Climate Change and Thermal Sensitivity of Canadian Atlantic Commercial Marine Species

Climate Change Impacts and Adaptation Program

Natural Resources Canada

Project A515




Our project identifies the vulnerability and sensitivity of commercially important marine species to climate change. To do this we identified the thermal limits for survival of these species throughout their lives and compared these to climate change predictions of oceanic temperature.



  There is consensus in the scientific community that anthropogenic increases in greenhouse gases emissions are predicted to contribute to a rise in global surface air and ocean temperatures (e.g., Cubasch et al . 2001, Oreskes 2004). Global climate models suggest that sea surface temperatures in the North Atlantic will increase by 2-4ºC by 2090 (Hengeveld 2000). The Intergovernmental Panel for Climate Change (2001) has projected that climate changes have the potential to affect coastal and marine ecosystems with impacts on the spatial distribution of species important to commercial fisheries. The waters of Atlantic Canada include the northern or southern limit of many species and observations of temporary northward shifts of a number of southern species, found outside Canadian waters, have been reported during short-term periods of climate warming in the last century (Taylor et al ., 1957; Frank et al . 1990). Thus, it is plausible that global warming will have both negative and positive impacts, and possibly change the nature of the Canadian fishery. Our principal objective was to examine fishery impacts by analyzing concomitant changes in sea surface temperatures and distribution of 33 commercially important marine species in the coastal waters of Atlantic Canada and New England with a 4ºC in global air temperatures expected in the next 90-100 years using species temperature preferences, remotely sensed sea surface temperatures, and the output of Atmosphere-Ocean General Circulation Models . The second objective was to synthesize the information for all species to determine the most vulnerable characteristic or life stage of each species in terms of thermal parameters. This would enable a ranking of species with respect to their vulnerability to temperature change. We hope that our results will aid capture fisheries and the aquaculture industry in adapting to changing conditions.

Shifts in temperature will not follow a linear, latitudinal gradient and of utmost importance to marine species are changes in circulation and stratification of coastal waters. At this stage, output of global climate models cannot be used to predict such changes. We believe our work will help to demonstrate the detail of information necessary for modelers to focus on regional models and improve resolution.

Much of the text on these web pages is derived from our final report to Canada's Climate Change Impacts and Adaptation Program. Material from those chapters is found in pages linked to "Results" above.

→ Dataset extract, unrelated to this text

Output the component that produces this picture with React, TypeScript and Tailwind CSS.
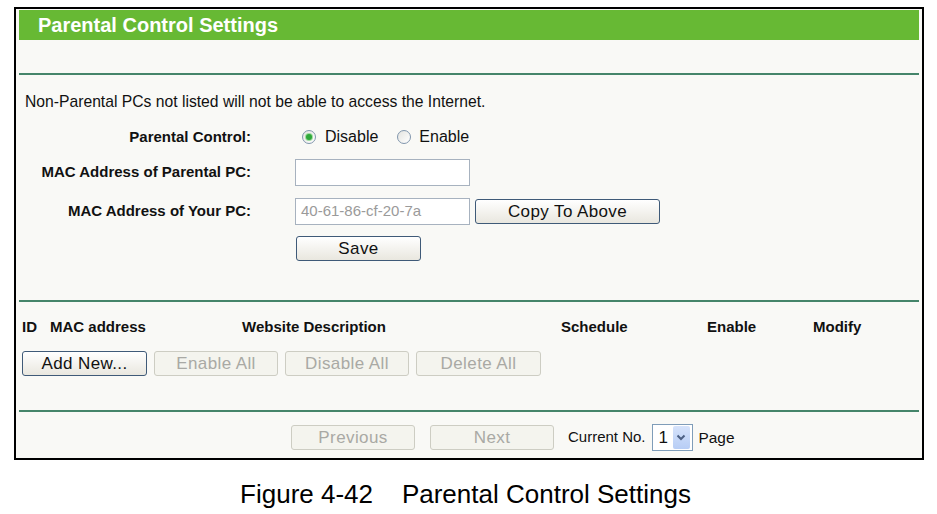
const FONT = { fontFamily: '"Liberation Sans", Arial, sans-serif' };

function Btn({ label, width, disabled }: { label: string; width: number; disabled?: boolean }) {
  return (
    <button
      type="button"
      style={{ width }}
      className={`h-[25px] rounded-[3px] border text-[17px] leading-none tracking-[0.4px] ${
        disabled
          ? 'border-[#cdcdc3] bg-[#f4f4ee] text-[#a9a9a4]'
          : 'border-[#3f5a78] bg-gradient-to-b from-white to-[#e9e7df] text-[#111]'
      }`}
    >
      {label}
    </button>
  );
}

function Radio({ checked }: { checked?: boolean }) {
  return (
    <span className="flex h-[14px] w-[14px] items-center justify-center rounded-full border border-[#8196ad] bg-gradient-to-br from-[#e4e4e0] to-white">
      {checked && (
        <span className="h-[6px] w-[6px] rounded-full bg-[#2ea83a] ring-1 ring-[#9fdc9f]" />
      )}
    </span>
  );
}

function Rule() {
  return <div className="mx-[3px] h-[2px] bg-[#45856a]" />;
}

function FormRow({ label, children, className }: { label: string; children?: React.ReactNode; className?: string }) {
  return (
    <div className={`flex items-center ${className ?? ''}`}>
      <div className="w-[235px] text-right text-[15px] font-bold text-[#111]">{label}</div>
      <div className="ml-[44px] flex items-center">{children}</div>
    </div>
  );
}

export default function App() {
  return (
    <div className="min-h-[514px] bg-white pt-[7px]" style={FONT}>
      <div className="ml-[14px] w-[910px] border-2 border-black bg-[#f9f9f6] pb-[8px] pt-[1px]">
        <div className="mx-[3px] flex h-[30px] items-center bg-[#67b934] pl-[19px] text-[20px] font-bold text-white">
          Parental Control Settings
        </div>

        <div className="mt-[33px]">
          <Rule />
        </div>

        <div className="mt-[17px] flex h-[20px] items-center pl-[9px] text-[15.7px] text-[#111]">
          Non-Parental PCs not listed will not be able to access the Internet.
        </div>

        <FormRow label="Parental Control:" className="mt-[14px] h-[22px]">
          <span className="ml-[7px]">
            <Radio checked />
          </span>
          <span className="ml-[9px] text-[16px] text-[#111]">Disable</span>
          <span className="ml-[19px]">
            <Radio />
          </span>
          <span className="ml-[8px] text-[16px] text-[#111]">Enable</span>
        </FormRow>

        <FormRow label="MAC Address of Parental PC:" className="mt-[11px] h-[27px]">
          <div className="h-[27px] w-[175px] border border-[#a7b2bf] bg-white" />
        </FormRow>

        <FormRow label="MAC Address of Your PC:" className="mt-[12px] h-[27px]">
          <div className="flex h-[27px] w-[175px] items-center border border-[#a7b2bf] bg-white pl-[5px] text-[15px] text-[#9a9a9a]">
            40-61-86-cf-20-7a
          </div>
          <span className="ml-[5px]">
            <Btn label="Copy To Above" width={185} />
          </span>
        </FormRow>

        <FormRow label="" className="mt-[11px] h-[25px]">
          <span className="ml-[1px]">
            <Btn label="Save" width={125} />
          </span>
        </FormRow>

        <div className="mt-[39px]">
          <Rule />
        </div>

        <div className="mt-[15px] flex h-[20px] items-center pl-[6px] text-[15px] font-bold text-[#111]">
          <span className="w-[28px]">ID</span>
          <span className="w-[192px]">MAC address</span>
          <span className="w-[319px]">Website Description</span>
          <span className="w-[146px]">Schedule</span>
          <span className="w-[106px]">Enable</span>
          <span>Modify</span>
        </div>

        <div className="mt-[14px] flex gap-[7px] pl-[6px]">
          <Btn label="Add New..." width={125} />
          <Btn label="Enable All" width={124} disabled />
          <Btn label="Disable All" width={124} disabled />
          <Btn label="Delete All" width={125} disabled />
        </div>

        <div className="mt-[34px]">
          <Rule />
        </div>

        <div className="mt-[13px] flex h-[25px] items-center pl-[275px]">
          <Btn label="Previous" width={124} disabled />
          <span className="ml-[15px]">
            <Btn label="Next" width={124} disabled />
          </span>
          <span className="ml-[14px] text-[15px] text-[#111]">Current No.</span>
          <div className="ml-[6px] flex h-[27px] w-[41px] items-center border border-[#7f9db9] bg-white">
            <span className="w-[20px] pl-[6px] text-[17px] text-[#111]">1</span>
            <span className="flex h-[23px] w-[17px] items-center justify-center rounded-[2px] bg-gradient-to-b from-[#d6e3fb] to-[#b7cdf5]">
              <svg width="10" height="7" viewBox="0 0 10 7">
                <path d="M1.5 1.5 L5 5 L8.5 1.5" fill="none" stroke="#4d6185" strokeWidth="2" />
              </svg>
            </span>
          </div>
          <span className="ml-[6px] text-[15.4px] text-[#111]">Page</span>
        </div>
      </div>

      <div className="mt-[20px] flex h-[28px] items-center justify-center whitespace-pre pr-[6px] text-[26px] text-black">
        {'Figure 4-42    Parental Control Settings'}
      </div>
    </div>
  );
}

Below is a brief description of what you will find in each page.

•  Executive summary

•  Sea surface temperatures
Chapter 2 - Sea surface temperature changes in the northwest North Atlantic under a 4°C global temperature rise (an analysis of present sea surface temperatures from satellite imagery and projected sea surface temperatures using the output of Atmosphere-Ocean General Circulation Models)

•  Species accounts
Chapter 3 - Species accounts (individual species accounts presenting general biology, commercial importance, thermal criteria, most vulnerable characteristic or life stage in terms of thermal parameters , and maps of present and predicted distributions)

•  Sensitivity analysis
Chapter 4 - Sensitivity analysis (an analysis and ranking of species with respect to their vulnerability to temperature change)

•  Other Products
White papers produced for the World Wildlife Fund's "2 Degrees is Too Much!" program, their program brochure highlighting changes in Canada's natural resources, and a poster describing our methodology but examining a species important in New England waters.

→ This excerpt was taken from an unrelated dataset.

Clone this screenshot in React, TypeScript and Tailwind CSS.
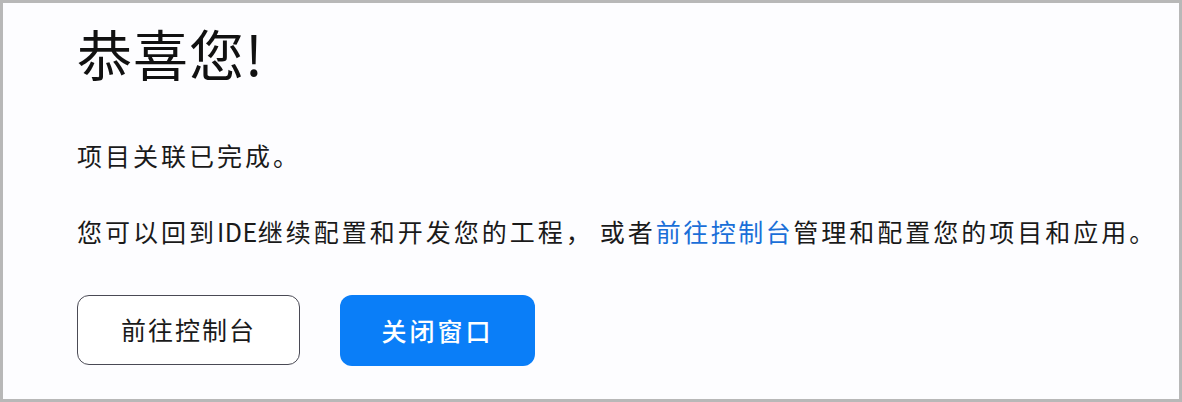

Cubasch U., G.A. Meehl, G.J. Boer, M. Stouffer, M. Dix, A. Noda, C.A. Senior, S. Raper, and K.S. Yap. 2001. Projections of future climate change. In: Houghton J.T., Y. Ding, D.J. Griggs, M. Noguer, P.J. VAN DER Linden , X. Dai, K. Maskell, and C.A. Johnson (eds.). Climate change 2001: the scientific basis, contribution of working group 1 to the third assessment report of the intergovernmental panel on climate change. Cambridge University Press, p. 525-582.

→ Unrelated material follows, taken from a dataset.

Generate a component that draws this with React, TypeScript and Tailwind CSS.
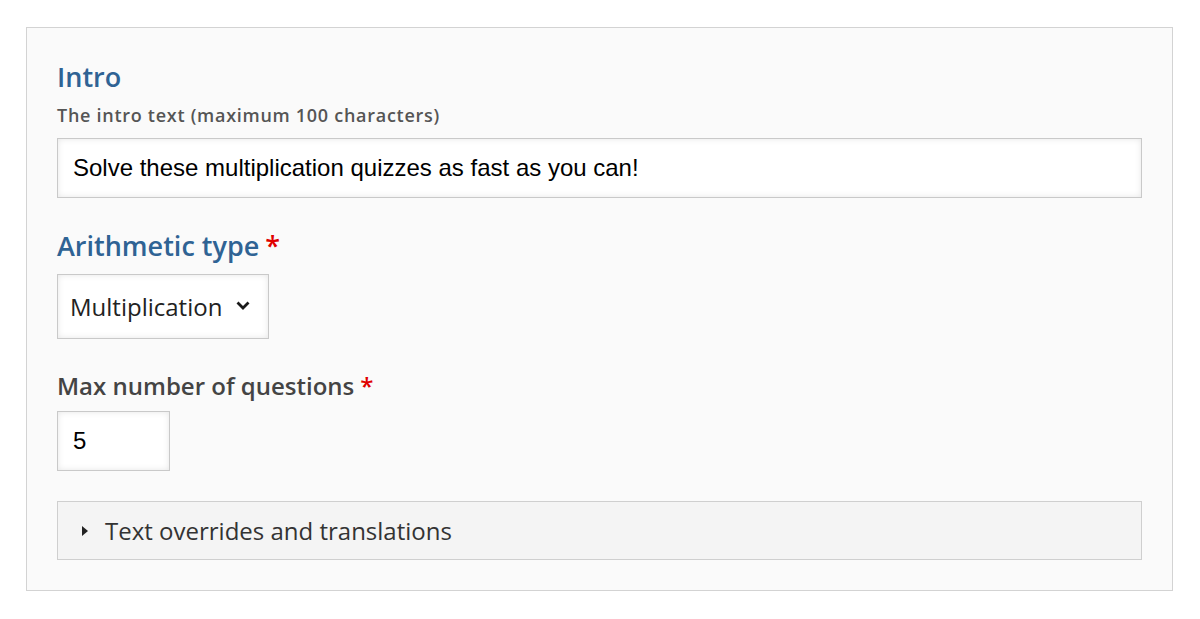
import React from 'react';

const fieldShadow = 'shadow-[inset_0_0_6px_rgba(0,0,0,0.1)]';

const Required = () => <span className="text-[#e00000] ml-1.5">*</span>;

const App: React.FC = () => {
  return (
    <div className="min-h-screen bg-white pt-[27px] px-[26px] font-['Open_Sans',sans-serif]">
      <div className="w-[1147px] border border-[#d3d3d3] bg-[#fafafa] px-[30px] pt-[32px] pb-[30px]">
        <h2 className="text-[27px] leading-[34px] font-semibold text-[#2f6394]">Intro</h2>
        <div className="mt-[9px] text-[18px] leading-[24px] font-semibold text-[#555] tracking-[0.04em]">
          The intro text (maximum 100 characters)
        </div>
        <div
          className={`mt-[11px] h-[60px] border border-[#c9c9c9] bg-white flex items-center px-[15px] font-['Liberation_Sans',Arial,sans-serif] text-[24px] text-black ${fieldShadow}`}
        >
          Solve these multiplication quizzes as fast as you can!
        </div>

        <h2 className="mt-[31px] text-[27px] leading-[34px] font-semibold text-[#2f6394]">
          Arithmetic type
          <Required />
        </h2>
        <div
          className={`mt-[11px] w-[212px] h-[65px] border border-[#c9c9c9] bg-white flex items-center pl-[12px] pr-[18px] justify-between text-[24px] text-[#222] ${fieldShadow}`}
        >
          <span>Multiplication</span>
          <svg width="14" height="9" viewBox="0 0 14 9" className="mt-[-2px]">
            <polyline points="1.5,1.5 7,7 12.5,1.5" fill="none" stroke="#1a1a1a" strokeWidth="2.8" />
          </svg>
        </div>

        <div className="mt-[32px] text-[24px] leading-[30px] font-semibold text-[#444]">
          Max number of questions
          <Required />
        </div>
        <div
          className={`mt-[10px] w-[113px] h-[60px] border border-[#c9c9c9] bg-white flex items-center px-[15px] font-['Liberation_Sans',Arial,sans-serif] text-[24px] text-black ${fieldShadow}`}
        >
          5
        </div>

        <div className="mt-[30px] h-[59px] border border-[#cfcfcf] bg-[#f4f4f4] flex items-center pl-[24px] text-[24px] text-[#333]">
          <svg width="6" height="10" viewBox="0 0 6 10" className="mr-[17px]">
            <polygon points="0,0 6,5 0,10" fill="#222" />
          </svg>
          Text overrides and translations
        </div>
      </div>
    </div>
  );
};

export default App;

Frank, K.T., R.I. Perry, and K.F. Drinkwater. 1990. Predicted response of Northwest Atlantic invertebrate and fish stocks to CO 2 -induced climate change . Transactions of the American Fisheries Society 119: 353-365.

Hengeveld, H.G. 2000. Projections for Canada 's climate future. Climate Change Dig est 00-01, Environment Canada , Meteorologic Service of Canada , Atmospheric Climate Science Directorate.

Intergovernmental Panel for Climate Change. 2001 . Climate Change 2001: Impacts, Adaptation and Vulnerability. Cambridge University Press.

Oreskes, N. 2004. The scientific consensus on climate change. Science 306: 1686.

Taylor , C.C., H.B. Bigelow, and H.W. Graham. 1957. Climatic trends and the distribution of marine animals in New England . U.S. Fish and Wildlife Service Fishery Bulletin 58: 293-345.